━━━ Provided data
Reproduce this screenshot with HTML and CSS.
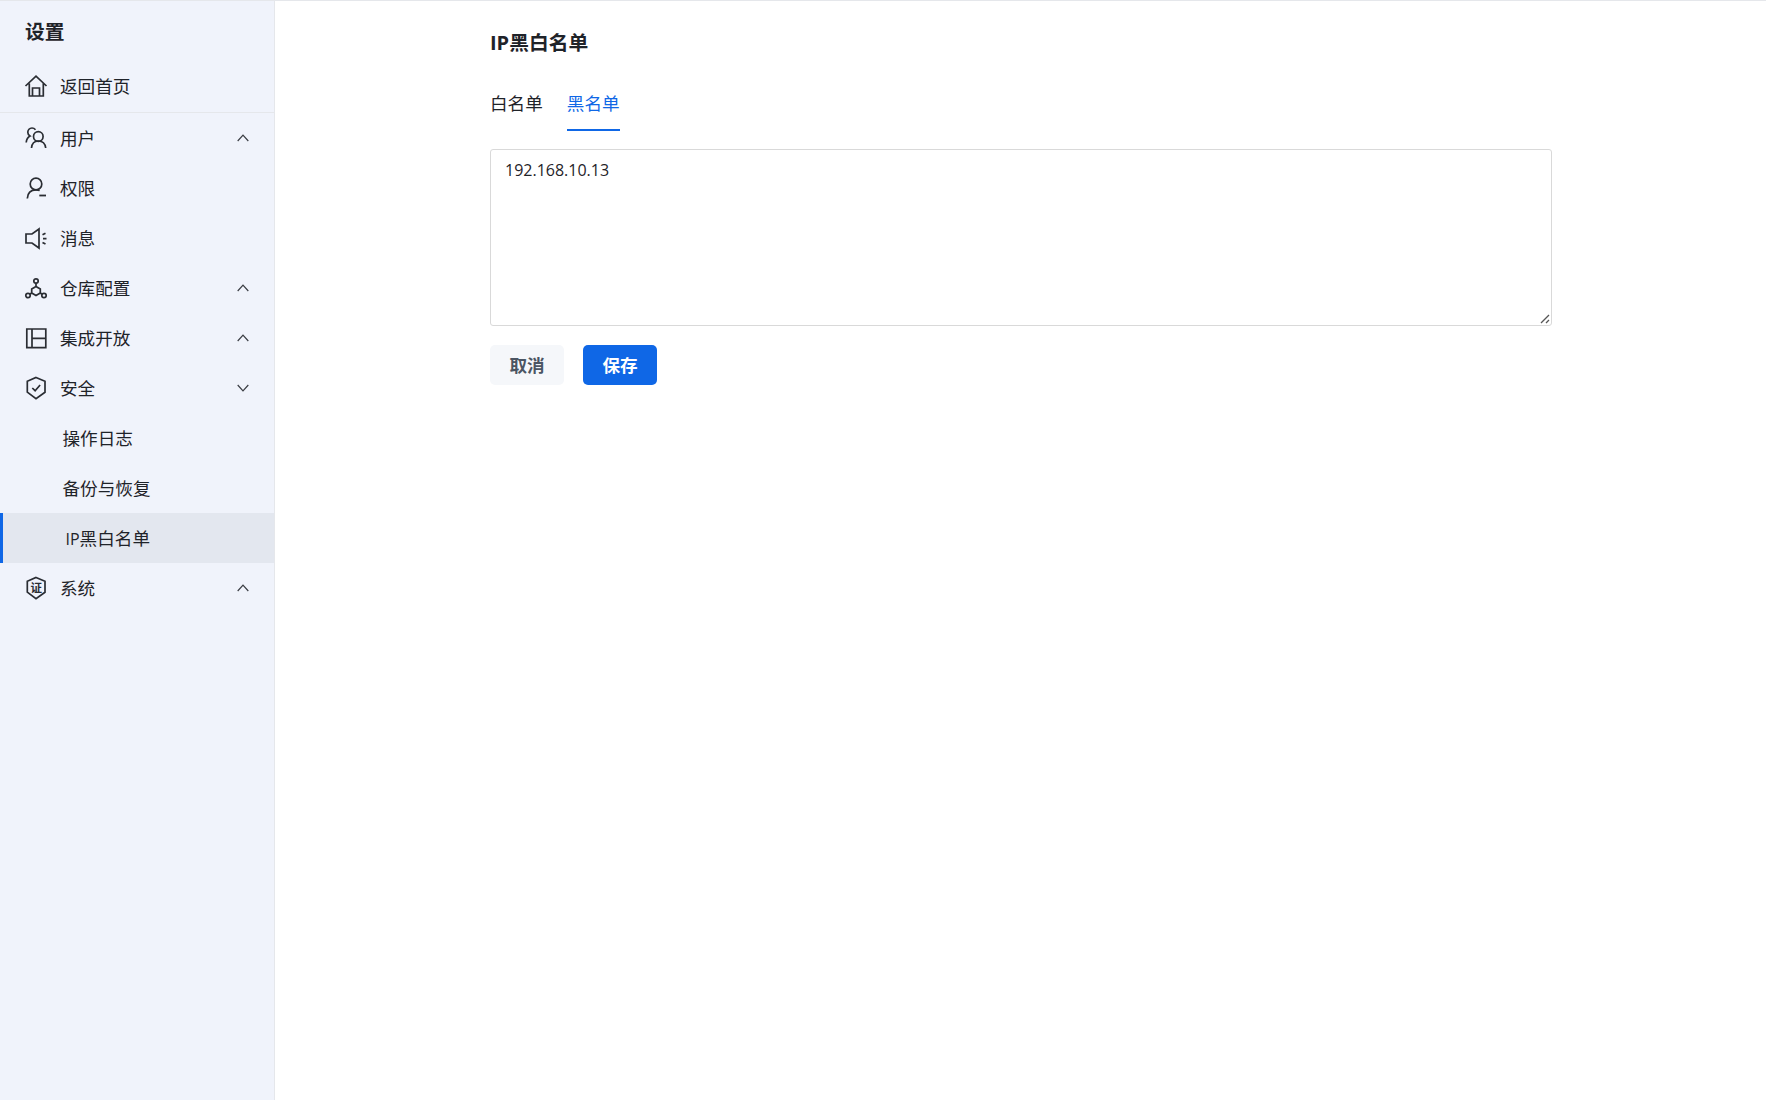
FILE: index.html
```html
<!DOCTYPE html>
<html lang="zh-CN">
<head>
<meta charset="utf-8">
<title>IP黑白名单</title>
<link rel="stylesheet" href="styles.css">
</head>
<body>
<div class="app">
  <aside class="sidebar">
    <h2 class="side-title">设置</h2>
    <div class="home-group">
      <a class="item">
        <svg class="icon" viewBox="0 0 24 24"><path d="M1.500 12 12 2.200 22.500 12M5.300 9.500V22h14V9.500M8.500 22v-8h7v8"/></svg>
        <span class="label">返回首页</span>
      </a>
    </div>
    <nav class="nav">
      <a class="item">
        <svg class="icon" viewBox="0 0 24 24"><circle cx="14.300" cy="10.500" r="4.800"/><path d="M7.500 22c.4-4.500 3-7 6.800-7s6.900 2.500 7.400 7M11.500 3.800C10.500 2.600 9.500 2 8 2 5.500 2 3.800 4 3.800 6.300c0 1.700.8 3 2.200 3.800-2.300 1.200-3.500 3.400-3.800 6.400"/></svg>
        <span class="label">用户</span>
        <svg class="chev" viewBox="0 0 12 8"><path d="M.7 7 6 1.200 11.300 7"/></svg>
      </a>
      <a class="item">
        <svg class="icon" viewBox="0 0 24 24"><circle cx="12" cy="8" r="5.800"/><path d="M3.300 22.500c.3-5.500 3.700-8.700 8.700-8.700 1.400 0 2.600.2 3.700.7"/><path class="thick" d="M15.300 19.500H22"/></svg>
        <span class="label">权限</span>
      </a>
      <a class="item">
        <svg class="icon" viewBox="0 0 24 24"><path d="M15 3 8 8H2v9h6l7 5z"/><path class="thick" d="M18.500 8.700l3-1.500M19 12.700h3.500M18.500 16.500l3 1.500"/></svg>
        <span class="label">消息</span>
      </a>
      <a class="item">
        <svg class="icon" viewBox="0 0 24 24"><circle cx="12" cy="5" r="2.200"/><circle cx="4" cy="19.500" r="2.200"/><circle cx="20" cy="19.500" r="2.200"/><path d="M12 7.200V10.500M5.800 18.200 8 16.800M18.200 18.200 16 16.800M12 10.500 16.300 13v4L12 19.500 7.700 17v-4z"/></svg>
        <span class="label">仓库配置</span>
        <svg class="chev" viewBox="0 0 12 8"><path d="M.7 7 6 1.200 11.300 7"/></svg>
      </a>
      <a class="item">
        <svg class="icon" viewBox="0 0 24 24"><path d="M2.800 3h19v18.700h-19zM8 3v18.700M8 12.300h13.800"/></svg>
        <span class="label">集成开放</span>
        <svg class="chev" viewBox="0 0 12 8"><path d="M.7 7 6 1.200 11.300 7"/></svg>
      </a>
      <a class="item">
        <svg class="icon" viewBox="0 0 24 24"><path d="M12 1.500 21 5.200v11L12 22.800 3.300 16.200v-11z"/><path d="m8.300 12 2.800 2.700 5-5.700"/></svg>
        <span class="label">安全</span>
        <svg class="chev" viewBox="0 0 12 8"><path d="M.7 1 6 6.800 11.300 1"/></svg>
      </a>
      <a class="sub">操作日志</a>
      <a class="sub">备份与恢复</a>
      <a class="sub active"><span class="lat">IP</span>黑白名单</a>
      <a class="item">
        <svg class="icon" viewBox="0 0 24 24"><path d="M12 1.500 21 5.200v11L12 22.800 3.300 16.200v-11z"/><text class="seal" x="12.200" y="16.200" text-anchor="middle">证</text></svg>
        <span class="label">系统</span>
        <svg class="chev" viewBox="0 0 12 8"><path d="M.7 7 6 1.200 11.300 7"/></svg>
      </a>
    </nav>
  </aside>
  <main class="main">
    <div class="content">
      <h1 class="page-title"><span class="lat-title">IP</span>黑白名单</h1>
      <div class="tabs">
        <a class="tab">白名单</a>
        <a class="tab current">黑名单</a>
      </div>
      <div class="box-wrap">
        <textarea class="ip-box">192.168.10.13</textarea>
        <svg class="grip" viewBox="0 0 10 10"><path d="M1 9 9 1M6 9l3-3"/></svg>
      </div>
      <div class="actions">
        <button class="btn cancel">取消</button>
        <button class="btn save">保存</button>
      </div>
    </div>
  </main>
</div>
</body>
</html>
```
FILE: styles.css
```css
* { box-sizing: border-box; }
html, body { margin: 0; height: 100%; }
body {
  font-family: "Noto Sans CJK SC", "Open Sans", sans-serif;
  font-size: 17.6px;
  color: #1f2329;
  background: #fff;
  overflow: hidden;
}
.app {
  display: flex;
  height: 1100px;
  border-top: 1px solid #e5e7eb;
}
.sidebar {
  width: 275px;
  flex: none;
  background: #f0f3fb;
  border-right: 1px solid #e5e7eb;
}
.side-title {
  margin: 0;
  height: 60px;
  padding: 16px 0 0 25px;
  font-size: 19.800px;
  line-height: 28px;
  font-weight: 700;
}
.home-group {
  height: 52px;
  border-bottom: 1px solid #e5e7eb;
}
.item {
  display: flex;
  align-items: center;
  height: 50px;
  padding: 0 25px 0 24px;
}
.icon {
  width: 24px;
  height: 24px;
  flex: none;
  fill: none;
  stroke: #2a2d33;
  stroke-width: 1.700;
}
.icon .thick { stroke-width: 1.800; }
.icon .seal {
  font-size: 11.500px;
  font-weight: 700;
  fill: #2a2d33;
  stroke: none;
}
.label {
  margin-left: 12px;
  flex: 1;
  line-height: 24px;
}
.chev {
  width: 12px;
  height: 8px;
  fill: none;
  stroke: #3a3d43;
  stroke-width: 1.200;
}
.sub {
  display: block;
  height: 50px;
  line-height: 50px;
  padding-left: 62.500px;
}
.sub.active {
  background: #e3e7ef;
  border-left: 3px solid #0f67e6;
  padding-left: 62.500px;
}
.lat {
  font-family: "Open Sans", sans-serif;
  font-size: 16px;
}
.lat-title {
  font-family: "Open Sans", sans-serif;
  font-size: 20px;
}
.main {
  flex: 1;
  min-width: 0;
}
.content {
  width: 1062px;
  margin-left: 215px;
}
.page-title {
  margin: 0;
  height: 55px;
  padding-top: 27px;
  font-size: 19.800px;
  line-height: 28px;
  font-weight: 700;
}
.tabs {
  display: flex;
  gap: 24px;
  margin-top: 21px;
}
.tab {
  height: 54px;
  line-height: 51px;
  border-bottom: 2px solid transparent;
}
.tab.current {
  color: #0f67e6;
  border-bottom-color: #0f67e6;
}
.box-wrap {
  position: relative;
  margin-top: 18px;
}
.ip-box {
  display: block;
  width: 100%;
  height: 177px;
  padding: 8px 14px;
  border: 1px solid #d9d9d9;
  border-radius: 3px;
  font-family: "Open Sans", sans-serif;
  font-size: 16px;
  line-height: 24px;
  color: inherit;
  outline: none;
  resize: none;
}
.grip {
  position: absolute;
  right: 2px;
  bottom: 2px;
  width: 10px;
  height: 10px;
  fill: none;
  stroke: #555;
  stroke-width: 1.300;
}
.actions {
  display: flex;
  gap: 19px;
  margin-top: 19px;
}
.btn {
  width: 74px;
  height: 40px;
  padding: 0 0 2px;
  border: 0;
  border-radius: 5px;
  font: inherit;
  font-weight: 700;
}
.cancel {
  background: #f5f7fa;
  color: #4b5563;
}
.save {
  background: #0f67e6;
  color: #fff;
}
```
━━━━━━
◆ Directions: Reproduce the material above in full and without alteration, but skip all pictures.

◆ Correct result:
Reproduce this screenshot with HTML and CSS.
FILE: index.html
```html
<!DOCTYPE html>
<html lang="zh-CN">
<head>
<meta charset="utf-8">
<title>IP黑白名单</title>
<link rel="stylesheet" href="styles.css">
</head>
<body>
<div class="app">
  <aside class="sidebar">
    <h2 class="side-title">设置</h2>
    <div class="home-group">
      <a class="item">
        <svg class="icon" viewBox="0 0 24 24"><path d="M1.500 12 12 2.200 22.500 12M5.300 9.500V22h14V9.500M8.500 22v-8h7v8"/></svg>
        <span class="label">返回首页</span>
      </a>
    </div>
    <nav class="nav">
      <a class="item">
        <svg class="icon" viewBox="0 0 24 24"><circle cx="14.300" cy="10.500" r="4.800"/><path d="M7.500 22c.4-4.500 3-7 6.800-7s6.900 2.500 7.400 7M11.500 3.800C10.500 2.600 9.500 2 8 2 5.500 2 3.800 4 3.800 6.300c0 1.700.8 3 2.200 3.800-2.300 1.200-3.500 3.400-3.800 6.400"/></svg>
        <span class="label">用户</span>
        <svg class="chev" viewBox="0 0 12 8"><path d="M.7 7 6 1.200 11.300 7"/></svg>
      </a>
      <a class="item">
        <svg class="icon" viewBox="0 0 24 24"><circle cx="12" cy="8" r="5.800"/><path d="M3.300 22.500c.3-5.500 3.700-8.700 8.700-8.700 1.400 0 2.600.2 3.700.7"/><path class="thick" d="M15.300 19.500H22"/></svg>
        <span class="label">权限</span>
      </a>
      <a class="item">
        <svg class="icon" viewBox="0 0 24 24"><path d="M15 3 8 8H2v9h6l7 5z"/><path class="thick" d="M18.500 8.700l3-1.500M19 12.700h3.500M18.500 16.500l3 1.500"/></svg>
        <span class="label">消息</span>
      </a>
      <a class="item">
        <svg class="icon" viewBox="0 0 24 24"><circle cx="12" cy="5" r="2.200"/><circle cx="4" cy="19.500" r="2.200"/><circle cx="20" cy="19.500" r="2.200"/><path d="M12 7.200V10.500M5.800 18.200 8 16.800M18.200 18.200 16 16.800M12 10.500 16.300 13v4L12 19.500 7.700 17v-4z"/></svg>
        <span class="label">仓库配置</span>
        <svg class="chev" viewBox="0 0 12 8"><path d="M.7 7 6 1.200 11.300 7"/></svg>
      </a>
      <a class="item">
        <svg class="icon" viewBox="0 0 24 24"><path d="M2.800 3h19v18.700h-19zM8 3v18.700M8 12.300h13.800"/></svg>
        <span class="label">集成开放</span>
        <svg class="chev" viewBox="0 0 12 8"><path d="M.7 7 6 1.200 11.300 7"/></svg>
      </a>
      <a class="item">
        <svg class="icon" viewBox="0 0 24 24"><path d="M12 1.500 21 5.200v11L12 22.800 3.300 16.200v-11z"/><path d="m8.300 12 2.800 2.700 5-5.700"/></svg>
        <span class="label">安全</span>
        <svg class="chev" viewBox="0 0 12 8"><path d="M.7 1 6 6.800 11.300 1"/></svg>
      </a>
      <a class="sub">操作日志</a>
      <a class="sub">备份与恢复</a>
      <a class="sub active"><span class="lat">IP</span>黑白名单</a>
      <a class="item">
        <svg class="icon" viewBox="0 0 24 24"><path d="M12 1.500 21 5.200v11L12 22.800 3.300 16.200v-11z"/><text class="seal" x="12.200" y="16.200" text-anchor="middle">证</text></svg>
        <span class="label">系统</span>
        <svg class="chev" viewBox="0 0 12 8"><path d="M.7 7 6 1.200 11.300 7"/></svg>
      </a>
    </nav>
  </aside>
  <main class="main">
    <div class="content">
      <h1 class="page-title"><span class="lat-title">IP</span>黑白名单</h1>
      <div class="tabs">
        <a class="tab">白名单</a>
        <a class="tab current">黑名单</a>
      </div>
      <div class="box-wrap">
        <textarea class="ip-box">192.168.10.13</textarea>
        <svg class="grip" viewBox="0 0 10 10"><path d="M1 9 9 1M6 9l3-3"/></svg>
      </div>
      <div class="actions">
        <button class="btn cancel">取消</button>
        <button class="btn save">保存</button>
      </div>
    </div>
  </main>
</div>
</body>
</html>
```
FILE: styles.css
```css
* { box-sizing: border-box; }
html, body { margin: 0; height: 100%; }
body {
  font-family: "Noto Sans CJK SC", "Open Sans", sans-serif;
  font-size: 17.6px;
  color: #1f2329;
  background: #fff;
  overflow: hidden;
}
.app {
  display: flex;
  height: 1100px;
  border-top: 1px solid #e5e7eb;
}
.sidebar {
  width: 275px;
  flex: none;
  background: #f0f3fb;
  border-right: 1px solid #e5e7eb;
}
.side-title {
  margin: 0;
  height: 60px;
  padding: 16px 0 0 25px;
  font-size: 19.800px;
  line-height: 28px;
  font-weight: 700;
}
.home-group {
  height: 52px;
  border-bottom: 1px solid #e5e7eb;
}
.item {
  display: flex;
  align-items: center;
  height: 50px;
  padding: 0 25px 0 24px;
}
.icon {
  width: 24px;
  height: 24px;
  flex: none;
  fill: none;
  stroke: #2a2d33;
  stroke-width: 1.700;
}
.icon .thick { stroke-width: 1.800; }
.icon .seal {
  font-size: 11.500px;
  font-weight: 700;
  fill: #2a2d33;
  stroke: none;
}
.label {
  margin-left: 12px;
  flex: 1;
  line-height: 24px;
}
.chev {
  width: 12px;
  height: 8px;
  fill: none;
  stroke: #3a3d43;
  stroke-width: 1.200;
}
.sub {
  display: block;
  height: 50px;
  line-height: 50px;
  padding-left: 62.500px;
}
.sub.active {
  background: #e3e7ef;
  border-left: 3px solid #0f67e6;
  padding-left: 62.500px;
}
.lat {
  font-family: "Open Sans", sans-serif;
  font-size: 16px;
}
.lat-title {
  font-family: "Open Sans", sans-serif;
  font-size: 20px;
}
.main {
  flex: 1;
  min-width: 0;
}
.content {
  width: 1062px;
  margin-left: 215px;
}
.page-title {
  margin: 0;
  height: 55px;
  padding-top: 27px;
  font-size: 19.800px;
  line-height: 28px;
  font-weight: 700;
}
.tabs {
  display: flex;
  gap: 24px;
  margin-top: 21px;
}
.tab {
  height: 54px;
  line-height: 51px;
  border-bottom: 2px solid transparent;
}
.tab.current {
  color: #0f67e6;
  border-bottom-color: #0f67e6;
}
.box-wrap {
  position: relative;
  margin-top: 18px;
}
.ip-box {
  display: block;
  width: 100%;
  height: 177px;
  padding: 8px 14px;
  border: 1px solid #d9d9d9;
  border-radius: 3px;
  font-family: "Open Sans", sans-serif;
  font-size: 16px;
  line-height: 24px;
  color: inherit;
  outline: none;
  resize: none;
}
.grip {
  position: absolute;
  right: 2px;
  bottom: 2px;
  width: 10px;
  height: 10px;
  fill: none;
  stroke: #555;
  stroke-width: 1.300;
}
.actions {
  display: flex;
  gap: 19px;
  margin-top: 19px;
}
.btn {
  width: 74px;
  height: 40px;
  padding: 0 0 2px;
  border: 0;
  border-radius: 5px;
  font: inherit;
  font-weight: 700;
}
.cancel {
  background: #f5f7fa;
  color: #4b5563;
}
.save {
  background: #0f67e6;
  color: #fff;
}
```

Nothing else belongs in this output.